Regulators set the default market offer by itemising all costs retailers are likely to incur in the course of running their business. From that, they calculate the fair price retailers should offer customers on default plans.

Wholesale electricity costs, incurred when retailers buy electricity from generators on the wholesale market, make up maybe 30–40% of your bill.

The other major cost retailers face is for the electricity transmission and distribution network – that is, the “poles and wires”. These also comprise around 40% of your bill.

The network price is driven by inflation and interest rate rises, and also includes the costs of maintenance, and building new transmission infrastructure to connect renewable energy generators to the grid.

The easing of wholesale prices since their 2022 peak has been offset by increases in these network prices. In fact, network prices have increased by almost as much as wholesale prices have come down.

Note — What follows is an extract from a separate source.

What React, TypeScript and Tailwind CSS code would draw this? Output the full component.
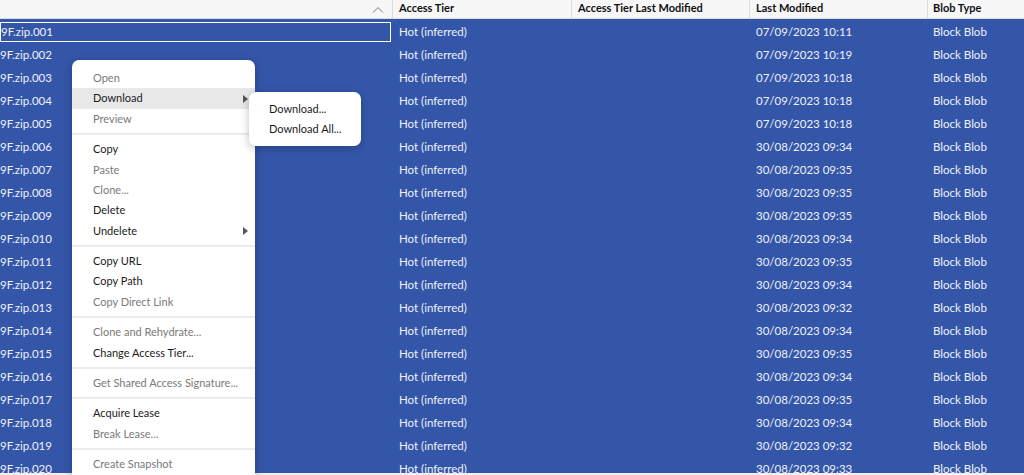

Read more: Wholesale power prices are falling fast – but consumers will have to wait for relief. Here's why


A difficult ask

Responding to the draft decision on Tuesday, Federal Energy Minister Chris Bowen said it showed the Albanese government was stabilising energy prices.

But Bowen came to office promising to cut power bills by $275 by 2025. That deadline is not very far away.

Bowen made that commitment in December 2021. Very soon after, electricity prices shot through the roof. It’s becoming very difficult to see how the $275 cost reduction will be achieved by next year.

The bottom line is prices have stabilised after a couple of bad years and hopefully the worst is behind us. But, it would be a brave person who attempts to predict where they go from here. There are too many moving parts. Governments should stay the course on policies, and consumers, worried about electricity prices, should go online, compare offers, and to find the best possible deal.